Şıkır Şıkır Ses Çıkaran Anahtarlar
Nereye koydum şimdi anahtarlarımı ? Gördünüz mü yine bulamıyorum. Hah tamam tamam, montun cebine koymuşum. Gelin bakalım benim vefalı anahtarlarım. Sizlerle kapıları bir gün açmazsam, kendimi boşlukta hissediyorum yahu. Konferans salonu, kazan dairesi, elektrik santrali, tünel, çatı katı ,idarenin tüm kapıları sanki benden sorulur. Hemen bana telefon edilmesi yeter. Giderim açarım her gün bıkmadan usanmadan. Sakın cebimden bir yere gitmeyesiniz haaa. Ummadık zamanlarda lazım oluyorsunuz. Sizin yedeklerinizi çoğalttım aslında ama yine beni çağırıyorlar. Başkalarında da var sizlerden. Merak etmeyin yani yalnız değilsiniz. Var ya size bir şey söyleyeyim mi anahtarlar ? Yaklaşık 15 yıldır ben size alıştım, siz de bana alıştınız. Artık istesek de birbirimizden kopamayız. Kan bağı yoksa da can bağı var.

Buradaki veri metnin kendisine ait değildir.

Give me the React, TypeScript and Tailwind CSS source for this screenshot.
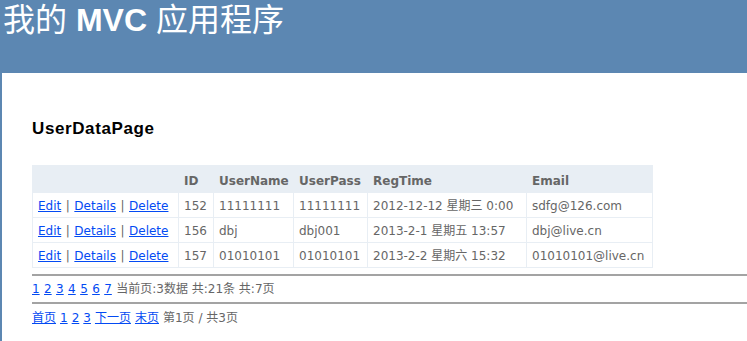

Elimde sallayıp da dokuz, on anahtarı, şıkır şıkır sesini duymadan yapamıyorum. Üzerinize yazdığım ufak kağıtlar yırtıldığında, başka kağıtlara yazıyorum her bir isminizi. Ona da çözüm buldum ben. Senelik iznime çıktığım vakit, sizleri okulda bırakıyorum. 15, 20 günlük bir hasret oluyor her yıl. Ama sonunda yine kavuşuyoruz. Yine hooop çantama atıyorum sizi ve kaybetmemeye çalışıyorum. Sanki bana zimmetli oldunuz.
Siz olmasanız biz ne yapardık. Kapılar kilitli kalırdı. İçerideki soğuk havayı sıcaklığa dönüştüremezdik. Bu kadar önemlisiniz yani. Gözünüzü dört açın, ben de açayım. Kulağınızı iyi açın, ben de açayım.